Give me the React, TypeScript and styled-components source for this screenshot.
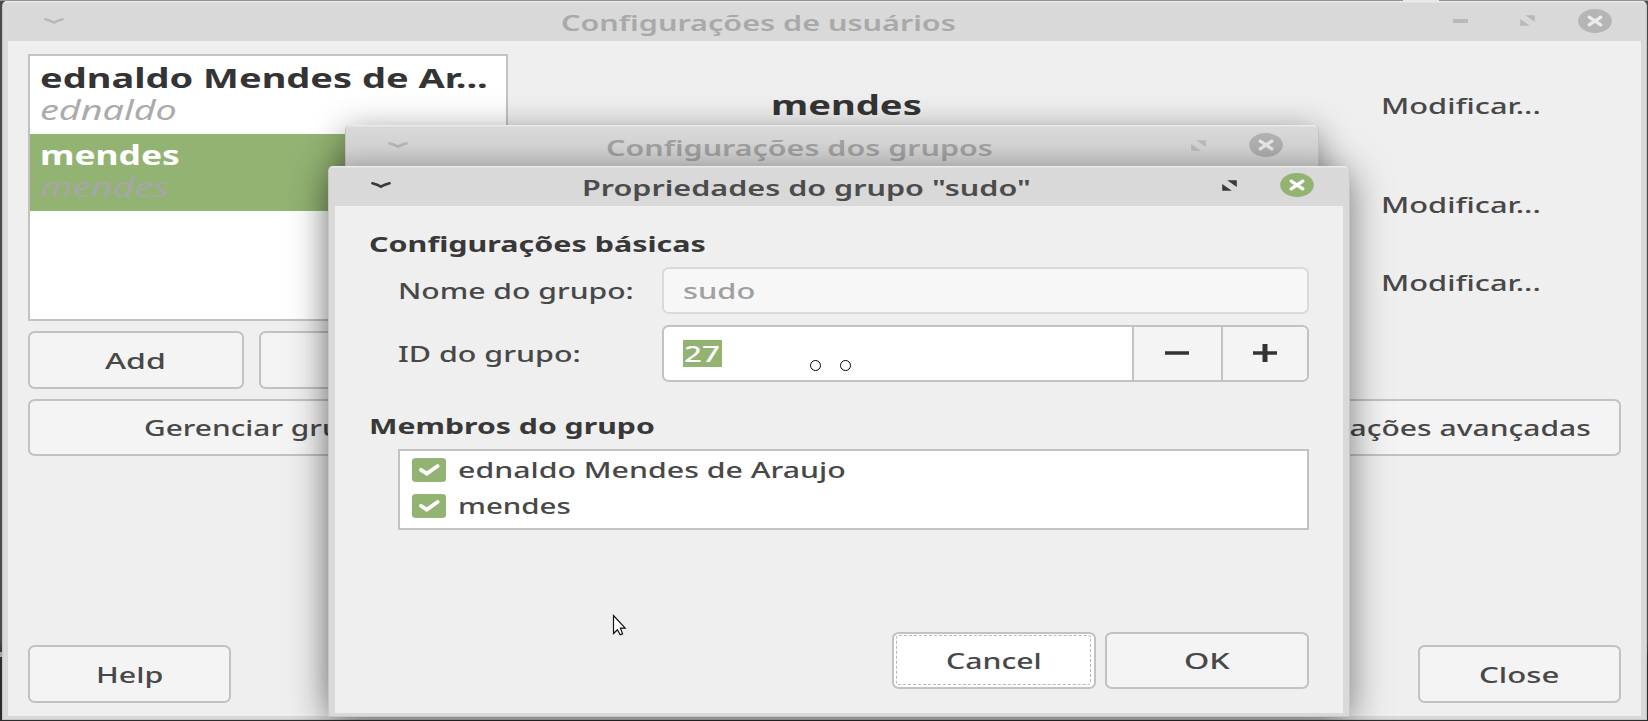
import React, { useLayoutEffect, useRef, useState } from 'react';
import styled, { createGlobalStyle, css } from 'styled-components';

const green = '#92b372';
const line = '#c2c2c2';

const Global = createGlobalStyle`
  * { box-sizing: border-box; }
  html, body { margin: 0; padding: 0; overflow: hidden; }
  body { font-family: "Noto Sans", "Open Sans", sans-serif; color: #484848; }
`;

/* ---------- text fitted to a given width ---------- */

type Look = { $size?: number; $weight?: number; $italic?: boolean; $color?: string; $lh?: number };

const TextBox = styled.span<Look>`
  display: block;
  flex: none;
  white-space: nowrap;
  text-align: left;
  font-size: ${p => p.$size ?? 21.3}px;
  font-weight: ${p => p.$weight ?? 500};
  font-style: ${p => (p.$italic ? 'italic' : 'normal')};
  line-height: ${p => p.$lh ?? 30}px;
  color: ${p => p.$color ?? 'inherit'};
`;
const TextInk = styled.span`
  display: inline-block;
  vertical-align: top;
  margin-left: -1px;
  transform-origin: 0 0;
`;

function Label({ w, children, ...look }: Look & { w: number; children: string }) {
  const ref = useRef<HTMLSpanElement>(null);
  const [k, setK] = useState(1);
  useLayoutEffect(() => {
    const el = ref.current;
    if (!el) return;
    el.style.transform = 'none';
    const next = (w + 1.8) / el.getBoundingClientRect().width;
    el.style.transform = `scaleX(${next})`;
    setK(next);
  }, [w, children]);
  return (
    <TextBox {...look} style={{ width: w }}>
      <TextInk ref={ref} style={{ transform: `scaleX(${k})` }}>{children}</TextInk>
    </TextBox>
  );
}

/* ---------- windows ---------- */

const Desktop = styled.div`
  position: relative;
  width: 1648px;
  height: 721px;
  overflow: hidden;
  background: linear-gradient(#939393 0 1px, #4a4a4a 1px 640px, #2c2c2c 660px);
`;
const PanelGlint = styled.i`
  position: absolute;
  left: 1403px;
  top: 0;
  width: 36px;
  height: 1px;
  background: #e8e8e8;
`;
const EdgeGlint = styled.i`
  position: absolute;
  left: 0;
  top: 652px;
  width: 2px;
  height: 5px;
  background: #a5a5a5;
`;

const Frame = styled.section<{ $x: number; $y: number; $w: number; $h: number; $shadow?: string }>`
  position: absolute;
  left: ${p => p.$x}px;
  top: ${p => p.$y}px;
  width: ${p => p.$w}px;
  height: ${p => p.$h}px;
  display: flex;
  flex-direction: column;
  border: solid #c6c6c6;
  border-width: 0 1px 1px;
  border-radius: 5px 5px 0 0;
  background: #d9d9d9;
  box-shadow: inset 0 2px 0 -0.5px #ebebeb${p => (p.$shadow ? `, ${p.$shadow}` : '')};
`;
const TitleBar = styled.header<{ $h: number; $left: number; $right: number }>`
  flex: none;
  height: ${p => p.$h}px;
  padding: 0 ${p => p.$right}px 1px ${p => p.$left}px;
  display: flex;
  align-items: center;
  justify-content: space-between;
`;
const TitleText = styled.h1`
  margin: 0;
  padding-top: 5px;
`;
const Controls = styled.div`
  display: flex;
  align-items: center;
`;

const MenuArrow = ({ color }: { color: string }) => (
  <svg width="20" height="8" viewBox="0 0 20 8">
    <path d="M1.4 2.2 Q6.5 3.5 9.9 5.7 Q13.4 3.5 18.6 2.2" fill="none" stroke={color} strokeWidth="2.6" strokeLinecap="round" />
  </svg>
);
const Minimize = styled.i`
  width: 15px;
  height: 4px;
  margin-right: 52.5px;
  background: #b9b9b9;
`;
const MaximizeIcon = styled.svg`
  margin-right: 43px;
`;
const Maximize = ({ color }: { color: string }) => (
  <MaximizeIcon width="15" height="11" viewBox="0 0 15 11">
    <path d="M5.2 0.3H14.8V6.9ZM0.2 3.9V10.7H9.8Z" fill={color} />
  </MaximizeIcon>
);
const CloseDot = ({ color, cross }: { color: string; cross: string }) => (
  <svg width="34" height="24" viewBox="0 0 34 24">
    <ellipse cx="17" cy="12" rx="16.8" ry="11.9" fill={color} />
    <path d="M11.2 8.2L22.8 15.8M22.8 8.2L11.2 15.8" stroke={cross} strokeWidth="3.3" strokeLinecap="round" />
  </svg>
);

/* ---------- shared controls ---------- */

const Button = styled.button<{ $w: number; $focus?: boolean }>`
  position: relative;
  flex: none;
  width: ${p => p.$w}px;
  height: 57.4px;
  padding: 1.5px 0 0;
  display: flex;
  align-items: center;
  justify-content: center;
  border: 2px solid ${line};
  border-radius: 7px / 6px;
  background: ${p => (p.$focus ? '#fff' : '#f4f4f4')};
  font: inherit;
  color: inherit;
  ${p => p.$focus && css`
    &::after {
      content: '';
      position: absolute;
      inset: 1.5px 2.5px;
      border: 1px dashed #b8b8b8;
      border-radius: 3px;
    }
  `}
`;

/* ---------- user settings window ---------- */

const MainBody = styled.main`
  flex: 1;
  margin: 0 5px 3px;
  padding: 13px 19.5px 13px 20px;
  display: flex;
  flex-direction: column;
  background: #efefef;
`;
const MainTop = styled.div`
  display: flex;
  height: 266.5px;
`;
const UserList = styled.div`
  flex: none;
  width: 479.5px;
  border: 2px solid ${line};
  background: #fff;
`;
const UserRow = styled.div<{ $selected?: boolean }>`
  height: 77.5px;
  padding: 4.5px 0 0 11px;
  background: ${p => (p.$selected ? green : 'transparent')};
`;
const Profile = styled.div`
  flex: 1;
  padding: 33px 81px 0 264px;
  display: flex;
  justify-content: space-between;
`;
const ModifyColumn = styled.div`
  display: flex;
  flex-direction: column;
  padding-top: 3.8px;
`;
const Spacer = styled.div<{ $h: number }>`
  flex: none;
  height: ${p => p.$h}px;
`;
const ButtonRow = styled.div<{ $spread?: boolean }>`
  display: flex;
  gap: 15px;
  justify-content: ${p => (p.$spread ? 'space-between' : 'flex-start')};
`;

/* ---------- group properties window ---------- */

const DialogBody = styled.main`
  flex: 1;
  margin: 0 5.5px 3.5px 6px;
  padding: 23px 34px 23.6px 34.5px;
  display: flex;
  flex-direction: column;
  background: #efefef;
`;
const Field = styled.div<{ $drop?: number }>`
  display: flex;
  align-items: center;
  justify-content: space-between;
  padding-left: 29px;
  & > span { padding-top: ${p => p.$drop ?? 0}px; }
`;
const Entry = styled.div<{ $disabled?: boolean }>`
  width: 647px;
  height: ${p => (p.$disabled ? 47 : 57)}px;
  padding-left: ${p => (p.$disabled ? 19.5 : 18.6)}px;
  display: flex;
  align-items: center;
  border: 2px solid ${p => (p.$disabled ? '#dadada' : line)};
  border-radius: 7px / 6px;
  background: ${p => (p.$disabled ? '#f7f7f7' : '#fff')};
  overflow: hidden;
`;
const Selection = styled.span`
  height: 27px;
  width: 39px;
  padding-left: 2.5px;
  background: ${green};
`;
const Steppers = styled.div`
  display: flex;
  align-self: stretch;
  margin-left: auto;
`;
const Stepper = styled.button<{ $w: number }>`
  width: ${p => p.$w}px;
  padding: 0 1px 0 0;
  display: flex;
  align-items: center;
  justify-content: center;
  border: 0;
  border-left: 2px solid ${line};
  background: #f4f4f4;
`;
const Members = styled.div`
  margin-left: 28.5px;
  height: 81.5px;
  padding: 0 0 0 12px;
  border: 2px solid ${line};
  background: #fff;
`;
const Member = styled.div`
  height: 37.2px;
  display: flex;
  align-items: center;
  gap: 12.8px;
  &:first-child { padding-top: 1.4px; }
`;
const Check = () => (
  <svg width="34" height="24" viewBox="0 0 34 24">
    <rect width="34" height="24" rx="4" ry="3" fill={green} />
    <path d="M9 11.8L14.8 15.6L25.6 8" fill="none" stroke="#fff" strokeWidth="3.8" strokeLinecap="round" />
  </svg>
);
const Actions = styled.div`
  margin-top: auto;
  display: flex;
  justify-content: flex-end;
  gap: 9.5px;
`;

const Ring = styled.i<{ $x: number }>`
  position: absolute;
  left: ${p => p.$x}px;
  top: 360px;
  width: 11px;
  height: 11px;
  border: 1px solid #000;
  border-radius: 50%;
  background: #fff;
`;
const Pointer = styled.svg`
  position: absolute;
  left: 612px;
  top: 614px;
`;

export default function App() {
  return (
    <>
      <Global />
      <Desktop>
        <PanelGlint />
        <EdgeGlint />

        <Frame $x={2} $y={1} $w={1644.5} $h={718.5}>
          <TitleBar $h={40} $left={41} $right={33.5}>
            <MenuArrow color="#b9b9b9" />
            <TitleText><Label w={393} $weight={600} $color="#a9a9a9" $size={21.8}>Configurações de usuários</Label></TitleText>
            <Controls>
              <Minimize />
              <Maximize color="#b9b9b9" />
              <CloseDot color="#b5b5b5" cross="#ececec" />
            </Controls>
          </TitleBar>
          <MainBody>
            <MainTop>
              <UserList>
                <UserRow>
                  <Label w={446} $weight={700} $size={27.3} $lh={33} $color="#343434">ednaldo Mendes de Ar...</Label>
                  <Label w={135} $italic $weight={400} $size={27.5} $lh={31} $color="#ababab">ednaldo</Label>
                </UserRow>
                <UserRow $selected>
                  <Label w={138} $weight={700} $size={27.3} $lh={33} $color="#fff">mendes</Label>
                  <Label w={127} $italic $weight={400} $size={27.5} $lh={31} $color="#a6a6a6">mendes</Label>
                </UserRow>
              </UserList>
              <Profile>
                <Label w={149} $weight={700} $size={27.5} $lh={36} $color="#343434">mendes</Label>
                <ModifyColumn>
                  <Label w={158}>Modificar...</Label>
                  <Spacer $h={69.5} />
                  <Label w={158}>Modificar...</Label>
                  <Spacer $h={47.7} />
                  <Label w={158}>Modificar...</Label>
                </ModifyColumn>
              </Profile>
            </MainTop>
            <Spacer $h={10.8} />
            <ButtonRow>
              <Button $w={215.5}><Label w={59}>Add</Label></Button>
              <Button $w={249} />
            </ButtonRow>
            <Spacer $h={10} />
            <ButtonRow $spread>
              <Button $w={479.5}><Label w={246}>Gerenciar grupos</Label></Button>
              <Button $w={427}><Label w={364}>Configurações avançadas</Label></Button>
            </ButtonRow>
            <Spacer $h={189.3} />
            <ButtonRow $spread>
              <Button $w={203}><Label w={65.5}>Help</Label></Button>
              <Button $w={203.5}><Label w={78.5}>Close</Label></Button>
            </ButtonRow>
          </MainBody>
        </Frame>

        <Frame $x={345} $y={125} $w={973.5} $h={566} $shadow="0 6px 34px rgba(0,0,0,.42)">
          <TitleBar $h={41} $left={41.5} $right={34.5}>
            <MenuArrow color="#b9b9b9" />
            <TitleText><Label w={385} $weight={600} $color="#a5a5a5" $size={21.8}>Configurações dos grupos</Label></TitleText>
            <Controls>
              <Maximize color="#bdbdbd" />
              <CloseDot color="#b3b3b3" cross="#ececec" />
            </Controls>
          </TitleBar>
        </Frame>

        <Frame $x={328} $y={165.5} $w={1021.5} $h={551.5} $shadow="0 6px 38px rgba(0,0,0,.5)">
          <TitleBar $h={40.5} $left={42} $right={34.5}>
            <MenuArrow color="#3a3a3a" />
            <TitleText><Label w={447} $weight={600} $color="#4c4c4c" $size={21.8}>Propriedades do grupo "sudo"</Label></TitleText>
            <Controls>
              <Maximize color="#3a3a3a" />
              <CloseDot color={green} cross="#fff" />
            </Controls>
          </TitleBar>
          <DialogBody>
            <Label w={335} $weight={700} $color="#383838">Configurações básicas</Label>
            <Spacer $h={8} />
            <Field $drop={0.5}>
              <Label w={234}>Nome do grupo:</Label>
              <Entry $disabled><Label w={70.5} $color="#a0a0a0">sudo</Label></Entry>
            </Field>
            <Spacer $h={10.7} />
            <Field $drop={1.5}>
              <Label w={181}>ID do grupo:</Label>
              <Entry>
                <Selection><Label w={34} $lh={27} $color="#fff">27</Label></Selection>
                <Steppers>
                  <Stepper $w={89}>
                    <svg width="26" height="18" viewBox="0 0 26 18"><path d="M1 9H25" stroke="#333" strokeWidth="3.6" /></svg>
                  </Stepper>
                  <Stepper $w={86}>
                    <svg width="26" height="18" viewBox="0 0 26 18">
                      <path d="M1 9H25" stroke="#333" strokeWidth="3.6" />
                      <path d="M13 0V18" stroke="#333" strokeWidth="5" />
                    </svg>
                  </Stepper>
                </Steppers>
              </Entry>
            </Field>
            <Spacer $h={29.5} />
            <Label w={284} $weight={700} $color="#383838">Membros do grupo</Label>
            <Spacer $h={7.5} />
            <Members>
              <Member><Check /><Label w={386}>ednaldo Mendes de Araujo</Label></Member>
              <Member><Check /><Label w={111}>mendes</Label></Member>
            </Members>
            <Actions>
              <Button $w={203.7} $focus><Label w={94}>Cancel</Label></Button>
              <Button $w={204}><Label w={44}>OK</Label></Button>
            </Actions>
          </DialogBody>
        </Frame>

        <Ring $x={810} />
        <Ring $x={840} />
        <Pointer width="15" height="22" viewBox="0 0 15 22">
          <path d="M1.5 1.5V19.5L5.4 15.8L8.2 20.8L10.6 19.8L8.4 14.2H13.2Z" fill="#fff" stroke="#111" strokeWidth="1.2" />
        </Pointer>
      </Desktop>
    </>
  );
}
* * *
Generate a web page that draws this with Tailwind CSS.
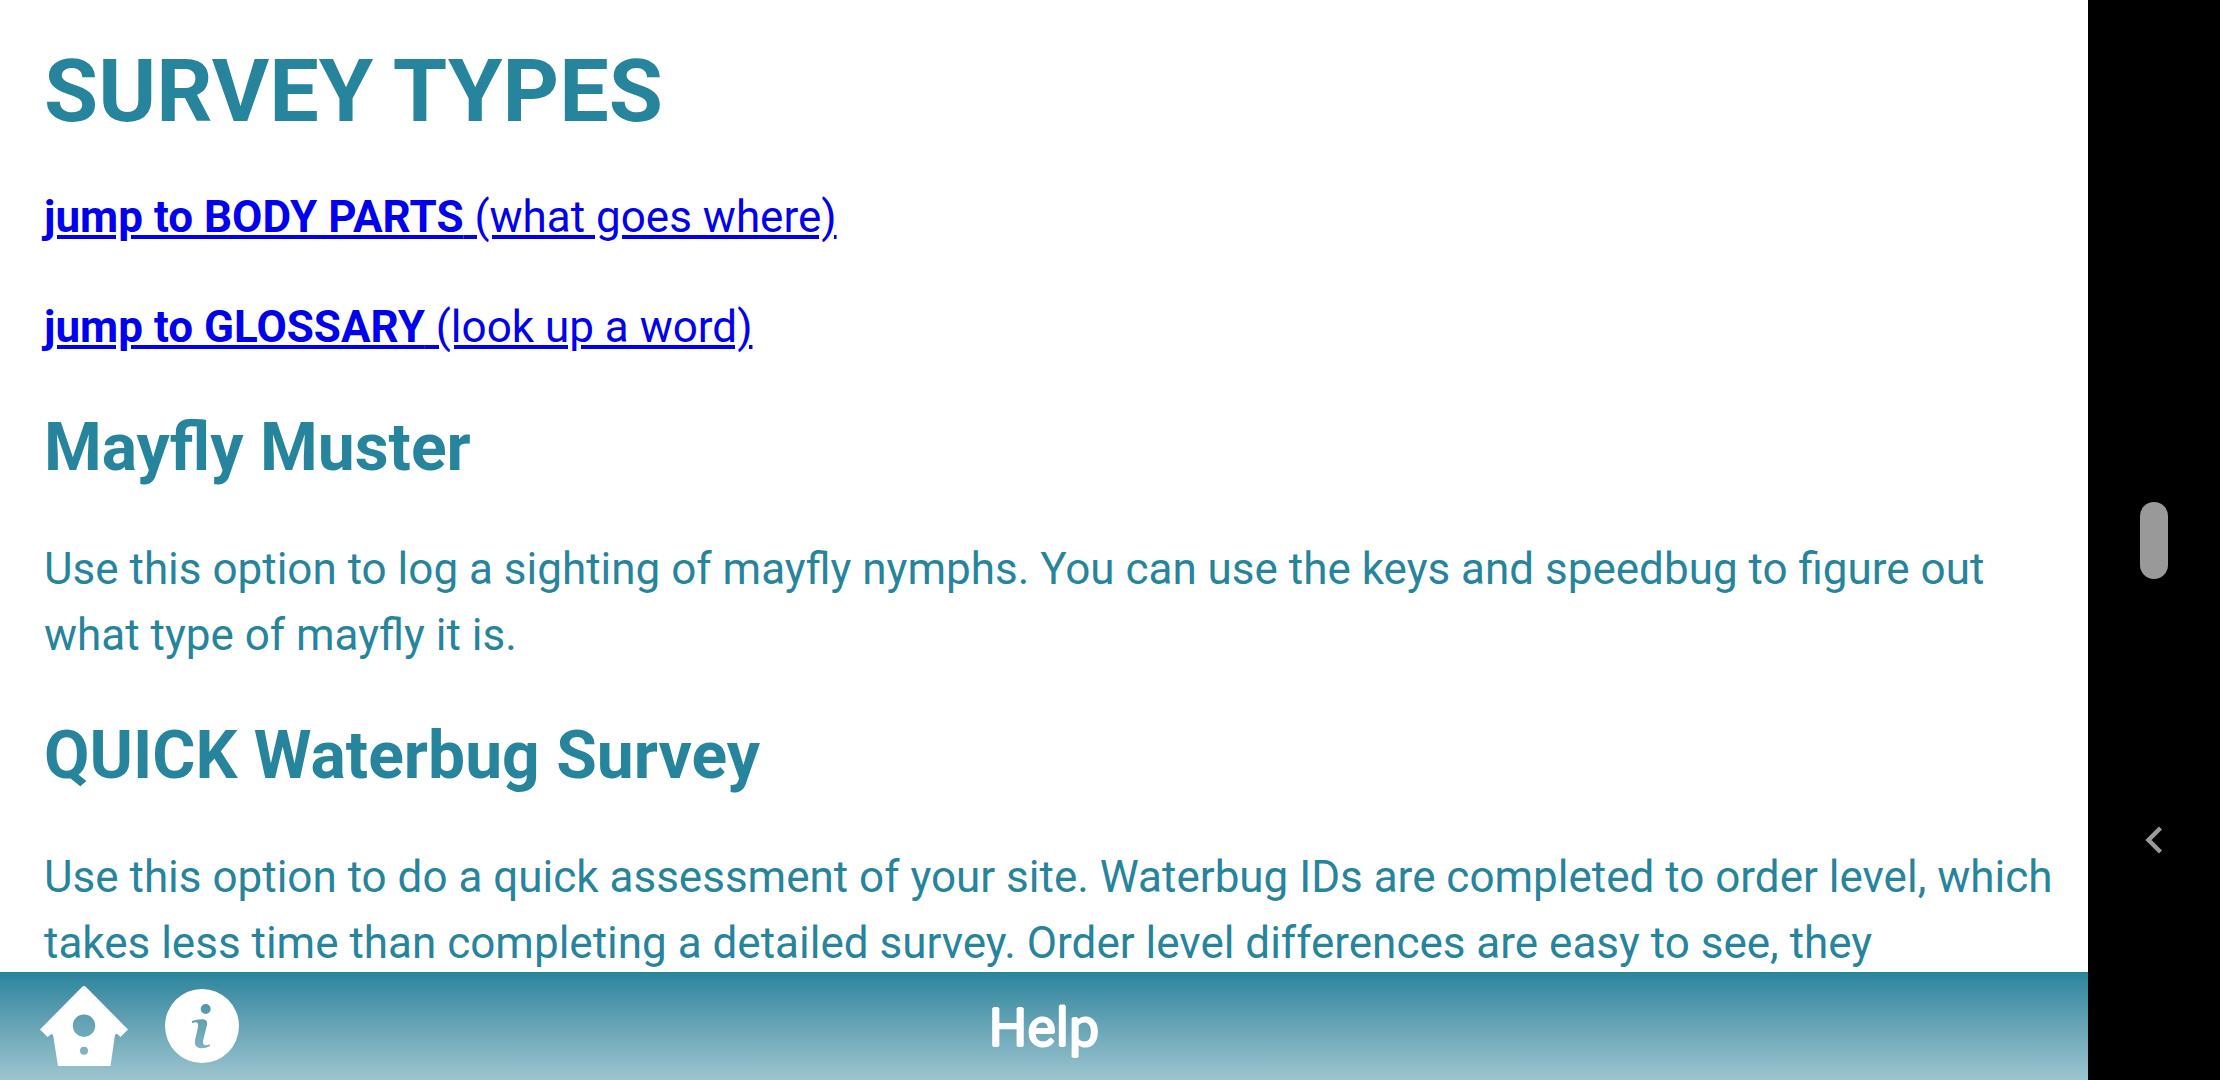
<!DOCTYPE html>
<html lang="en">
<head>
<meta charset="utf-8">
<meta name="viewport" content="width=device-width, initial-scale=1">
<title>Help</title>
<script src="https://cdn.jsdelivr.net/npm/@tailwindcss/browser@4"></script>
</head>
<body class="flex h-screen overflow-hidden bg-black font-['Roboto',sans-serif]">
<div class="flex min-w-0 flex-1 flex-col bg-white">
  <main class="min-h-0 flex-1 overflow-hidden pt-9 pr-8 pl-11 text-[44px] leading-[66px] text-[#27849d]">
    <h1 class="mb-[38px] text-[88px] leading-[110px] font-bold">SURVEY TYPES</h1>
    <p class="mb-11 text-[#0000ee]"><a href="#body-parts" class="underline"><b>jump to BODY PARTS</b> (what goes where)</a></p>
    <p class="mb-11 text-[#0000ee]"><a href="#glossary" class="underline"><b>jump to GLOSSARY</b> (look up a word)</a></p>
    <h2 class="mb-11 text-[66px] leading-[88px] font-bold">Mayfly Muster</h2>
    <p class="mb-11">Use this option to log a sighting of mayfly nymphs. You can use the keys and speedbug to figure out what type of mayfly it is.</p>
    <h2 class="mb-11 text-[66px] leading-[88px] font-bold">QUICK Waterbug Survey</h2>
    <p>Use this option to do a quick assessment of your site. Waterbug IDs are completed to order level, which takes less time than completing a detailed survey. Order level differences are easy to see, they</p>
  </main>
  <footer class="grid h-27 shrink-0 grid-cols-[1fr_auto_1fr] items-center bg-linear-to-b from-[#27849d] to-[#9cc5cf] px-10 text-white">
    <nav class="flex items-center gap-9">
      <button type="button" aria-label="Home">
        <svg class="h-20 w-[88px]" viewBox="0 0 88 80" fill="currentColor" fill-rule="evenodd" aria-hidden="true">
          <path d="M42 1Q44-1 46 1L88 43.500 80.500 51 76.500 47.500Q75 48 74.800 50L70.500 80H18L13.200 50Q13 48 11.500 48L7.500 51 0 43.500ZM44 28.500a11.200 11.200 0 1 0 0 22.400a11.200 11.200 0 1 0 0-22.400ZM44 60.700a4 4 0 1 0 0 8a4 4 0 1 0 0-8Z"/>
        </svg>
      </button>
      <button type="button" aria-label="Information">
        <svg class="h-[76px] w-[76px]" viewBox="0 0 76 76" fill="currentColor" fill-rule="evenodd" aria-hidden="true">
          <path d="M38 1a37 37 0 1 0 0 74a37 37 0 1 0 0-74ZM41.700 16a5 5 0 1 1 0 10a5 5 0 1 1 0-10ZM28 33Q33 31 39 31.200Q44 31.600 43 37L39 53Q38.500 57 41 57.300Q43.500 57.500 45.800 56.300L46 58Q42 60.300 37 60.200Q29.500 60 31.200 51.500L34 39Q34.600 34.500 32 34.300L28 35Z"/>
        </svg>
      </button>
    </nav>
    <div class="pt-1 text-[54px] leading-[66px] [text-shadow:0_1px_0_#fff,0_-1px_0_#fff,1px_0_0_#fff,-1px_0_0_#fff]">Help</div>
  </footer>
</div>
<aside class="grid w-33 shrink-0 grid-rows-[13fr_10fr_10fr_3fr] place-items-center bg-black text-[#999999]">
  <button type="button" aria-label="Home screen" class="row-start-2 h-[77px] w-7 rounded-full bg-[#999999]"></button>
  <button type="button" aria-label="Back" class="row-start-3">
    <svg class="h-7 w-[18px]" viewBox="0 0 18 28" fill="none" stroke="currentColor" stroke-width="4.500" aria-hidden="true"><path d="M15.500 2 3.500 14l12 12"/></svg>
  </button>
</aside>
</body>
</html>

YOUR TASK: Without the pictures, write out exactly the lines from the one that has "Give me the" down to the one that has "number; $weight?: number;", both included.

WORKED ANSWER:
Give me the React, TypeScript and styled-components source for this screenshot.
import React, { useLayoutEffect, useRef, useState } from 'react';
import styled, { createGlobalStyle, css } from 'styled-components';

const green = '#92b372';
const line = '#c2c2c2';

const Global = createGlobalStyle`
  * { box-sizing: border-box; }
  html, body { margin: 0; padding: 0; overflow: hidden; }
  body { font-family: "Noto Sans", "Open Sans", sans-serif; color: #484848; }
`;

/* ---------- text fitted to a given width ---------- */

type Look = { $size?: number; $weight?: number; $italic?: boolean; $color?: string; $lh?: number };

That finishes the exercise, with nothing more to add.